Following the arrest of German human rights consultant Peter Steudtner in July, such accusations have grown louder. A spokesman for Germany’s foreign office assured reporters the government was doing everything it could to prevent detained German citizens from “becoming hostages of the Turkish government.” A Turkish prosecutor on Sunday called for Steudtner — alongside close to a dozen other detainees including Swedish activist Ali Gharavi — to serve a 15-year jail sentence on charges of belonging to a terror organization.

Social Democrat leader Martin Schulz told Bild that German citizens in Turkey “run the risk of becoming hostages of President Erdoğan’s politics.” Green party co-leader Cem Özdemir, who is of ethnic Turkish origin and is touted as a potential foreign minister in Germany’s new government, has repeatedly referred to detained Germans as Erdoğan’s “hostages.”
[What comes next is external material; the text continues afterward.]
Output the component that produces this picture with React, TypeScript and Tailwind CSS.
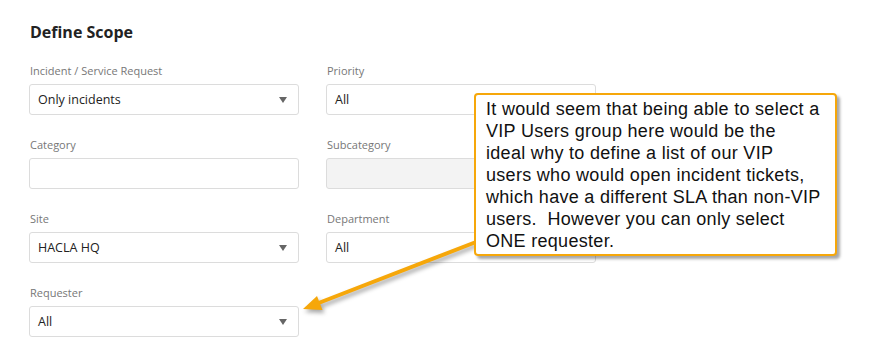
const fields = [
  { label: "Incident / Service Request", value: "Only incidents", select: true },
  { label: "Priority", value: "All", select: true },
  { label: "Category", value: "", select: false },
  { label: "Subcategory", value: "", select: false, disabled: true },
  { label: "Site", value: "HACLA HQ", select: true },
  { label: "Department", value: "All", select: true },
  { label: "Requester", value: "All", select: true },
];

const Caret = () => (
  <svg width="8" height="6" viewBox="0 0 8 6" className="shrink-0">
    <path d="M0 0 L8 0 L4 6 Z" fill="#666" />
  </svg>
);

const App = () => {
  return (
    <div className="relative h-[356px] w-[892px] overflow-hidden bg-white font-['Open_Sans',sans-serif]">
      <div className="pl-[29px] pt-[21px]">
        <h2 className="ml-px text-[16px] font-bold leading-[22px] text-[#222]">Define Scope</h2>

        <div className="mt-[20px] grid grid-cols-[270px_270px] gap-x-[27px] gap-y-[22px]">
          {fields.map((f) => (
            <div key={f.label} className="flex flex-col gap-[5px]">
              <p className="ml-px text-[11px] leading-[16px] text-[#777]">{f.label}</p>
              <div
                className={`flex h-[31px] items-center justify-between rounded-[3px] border border-[#dcdcdc] pl-[8px] pr-[11px] ${
                  f.disabled ? "bg-[#f3f3f3]" : "bg-white"
                }`}
              >
                <span className="text-[12.5px] leading-[17px] text-[#222]">{f.value}</span>
                {f.select && <Caret />}
              </div>
            </div>
          ))}
        </div>
      </div>

      <svg
        width="892"
        height="356"
        className="absolute left-0 top-0 drop-shadow-[2px_3px_2px_rgba(0,0,0,0.35)]"
      >
        <line x1="476" y1="242" x2="316" y2="304" stroke="#f6a70a" strokeWidth="4" />
        <path d="M303 309 L317 296 L322.5 310 Z" fill="#f6a70a" />
      </svg>

      <div className="absolute left-[474px] top-[93px] h-[163px] w-[363px] rounded-[4px] border-2 border-[#f6a70a] bg-white pl-[10px] pt-[3px] shadow-[3px_3px_3px_rgba(0,0,0,0.35)]">
        <p className="whitespace-pre font-['Liberation_Sans',Arial,sans-serif] text-[18px] leading-[22px] tracking-[0.3px] text-[#111]">
          {"It would seem that being able to select a\nVIP Users group here would be the\nideal why to define a list of our VIP\nusers who would open incident tickets,\nwhich have a different SLA than non-VIP\nusers.  However you can only select\nONE requester."}
        </p>
      </div>
    </div>
  );
};

export default App;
Berlin has revised its travel advice for Turkey in recent months, warning its citizens that consular access to detained Germans could not be guaranteed. German diplomats were only given permission to visit Yücel and Tolu after two months. (Tolu, unlike Yücel, is not a dual national.)

Ankara has rejected accusations that Turkey is unsafe for Germans. Regarding the use of foreign detainees as bargaining chips, the government has stayed silent. Presidential officials contacted for this article either did not respond or were unavailable for comment.

Yet Erdoğan has hinted at potential prisoner swaps before. In August, he told members of his party: “There is a known charlatan in Pennsylvania. His backup team are in Europe, especially Germany, and hang around there. You are feeding these terrorists and then you get up and say, ‘give us so-and-so.’

“First you give [to us], then you will receive from us,” the president added. “The old Turkey is no longer, this Turkey is the new Turkey.”